1. Tangent at a Point on Parabola (Point Form)
For parabola \( y^2 = 4ax \), tangent at point \( (x_1, y_1) \) is:
\( yy_1 = 2a(x + x_1) \)
This is obtained by replacing:
\( y^2 \to yy_1 \), \( x \to \dfrac{x + x_1}{2} \)
2. Tangent Using Parametric Form
If the point is given in parametric form:
\( (at^2,\ 2at) \)
then tangent is:
\( ty = x + at^2 \)
This is the most important formula for solving JEE parabola tangent questions.
3. Tangent in Slope Form
If the tangent has slope \( m \) for parabola \( y^2 = 4ax \), then tangent is:
\( y = mx + \dfrac{a}{m} \)
Condition: line exists for all real \( m \). For each slope, there is exactly one tangent.
4. Condition of Tangency (General Line)
If line \( y = mx + c \) is tangent to \( y^2 = 4ax \), then:
\( c = \dfrac{a}{m} \)
OR discriminant of quadratic in x must be zero.
5. Tangents for All Four Standard Parabolas
| Parabola | Tangent at (x₁,y₁) |
| \( y^2 = 4ax \) | \( yy_1 = 2a(x + x_1) \) |
| \( y^2 = -4ax \) | \( yy_1 = -2a(x + x_1) \) |
| \( x^2 = 4ay \) | \( xx_1 = 2a(y + y_1) \) |
| \( x^2 = -4ay \) | \( xx_1 = -2a(y + y_1) \) |
6. Important Observations
- Every tangent to \( y^2 = 4ax \) touches it exactly once.
- Every real value of slope \( m \) gives a tangent.
- In parametric form, tangent intersects axis at point \( (-at^2,0) \).
Example
Find the equation of the tangent to \( y^2 = 16x \) at point \( (4,8) \).
▶️ Answer / Explanation
Given: \( 4a = 16 \Rightarrow a = 4 \)
Use point form:
\( yy_1 = 2a(x + x_1) \)
Substitute values:
\( 8y = 8(x + 4) \)
\( y = x + 4 \)
Answer: \( y = x + 4 \)
Example
Find tangent to the parabola \( y^2 = 12x \) at the parametric point corresponding to \( t = -2 \).
▶️ Answer / Explanation
Given: \( 4a = 12 \Rightarrow a = 3 \)
Parametric point:
\( (x_1, y_1) = (at^2, 2at) = (3 \cdot 4, 2 \cdot 3 \cdot -2) = (12, -12) \)

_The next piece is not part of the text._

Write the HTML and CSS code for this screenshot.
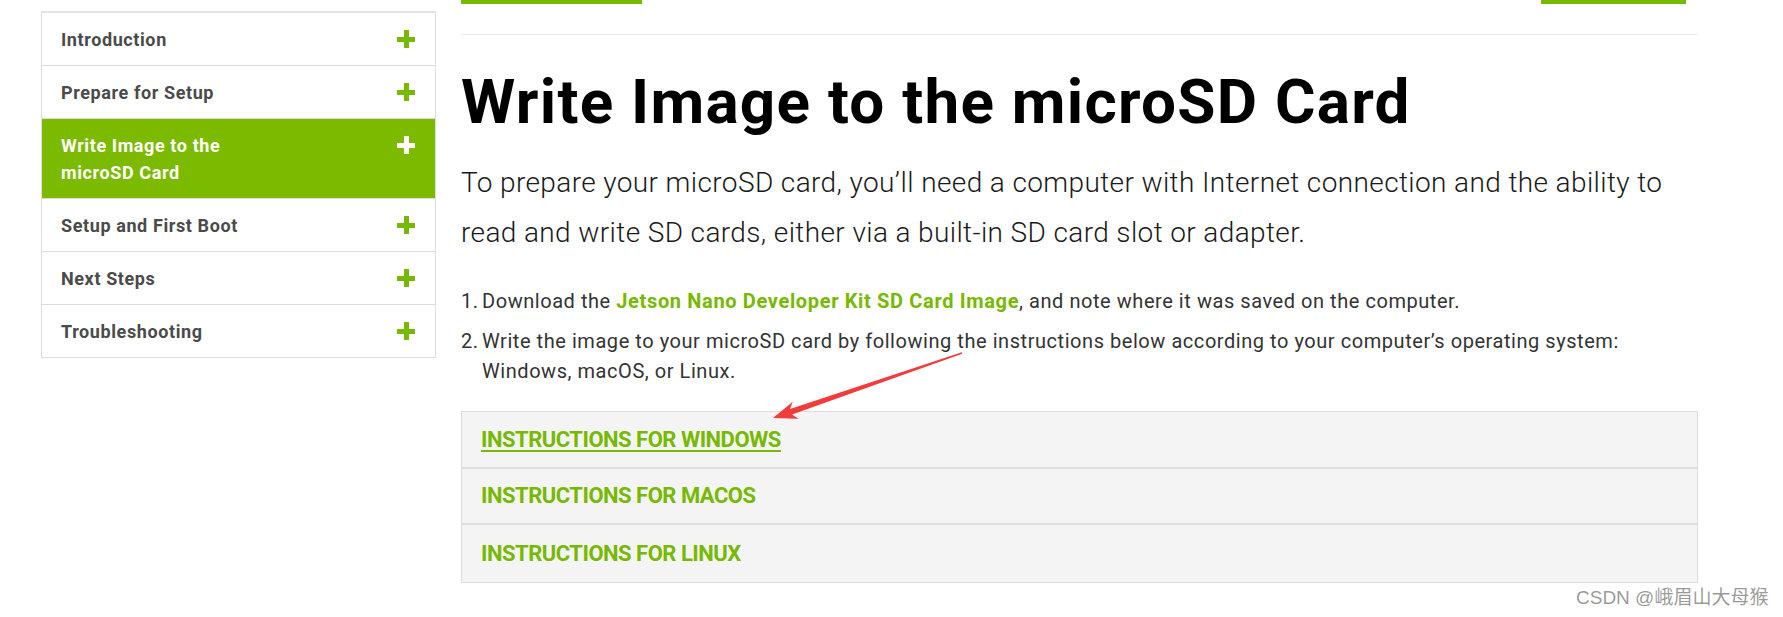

Tangent using parametric form:
\( ty = x + at^2 \)
Substitute:
\( -2y = x + 12 \)
Answer: \( x + 2y + 12 = 0 \)
Example
The tangent to parabola \( y^2 = 4ax \) meets the coordinate axes at A and B. If O is the origin, show that area of triangle OAB is minimum when tangent is at vertex. Also find that minimum area.
▶️ Answer / Explanation
Slope form of tangent:
\( y = mx + \dfrac{a}{m} \)
Find intercepts:
X-intercept A:
Set y = 0: \( 0 = mx + \dfrac{a}{m} \Rightarrow x = -\dfrac{a}{m^2} \)
Y-intercept B:
Set x = 0: \( y = \dfrac{a}{m} \)
Triangle OAB area:
\( \text{Area} = \dfrac{1}{2} \left| x_A y_B \right| = \dfrac{1}{2} \left| -\dfrac{a}{m^2} \cdot \dfrac{a}{m} \right| \)
\( = \dfrac{a^2}{2m^3} \)
Minimize area → maximize \( m^3 \). Max slope occurs at vertex → \( m \to \infty \), giving tangent as x = 0.
Area → minimum = 0.
Answer: Minimum area is 0, tangent at vertex.
Parabola: Equation of Normal
The normal is the line perpendicular to the tangent at any point on the parabola. For JEE, the most important parabola is:
\( y^2 = 4ax \)
1. Normal at a Point on Parabola (Point Form)
For parabola \( y^2 = 4ax \), at point \( (x_1, y_1) \):
- Slope of tangent = \( \dfrac{2a}{y_1} \)
- Slope of normal = negative reciprocal
Normal equation:
\( (y – y_1) = -\dfrac{y_1}{2a}(x – x_1) \)
2. Normal Using Parametric Coordinates
At point \( (at^2, 2at) \) on \( y^2 = 4ax \), the equation of normal is:
\( y + tx = 2at + at^3 \)
This is the most important JEE formula for normals.
You can rearrange it as:
\( tx – y + (2at + at^3) = 0 \)
3. Normal in Slope Form
If normal has slope \( m \), then it touches the parabola at point corresponding to:
\( t = -m \)
This gives the normal equation in slope form:
\( y = mx – 2am – am^3 \)
JEE sometimes asks for “value of parameter corresponding to normal of slope m”.
4. Number of Normals From a Point
- From any point in the plane, up to 3 normals can be drawn to a parabola.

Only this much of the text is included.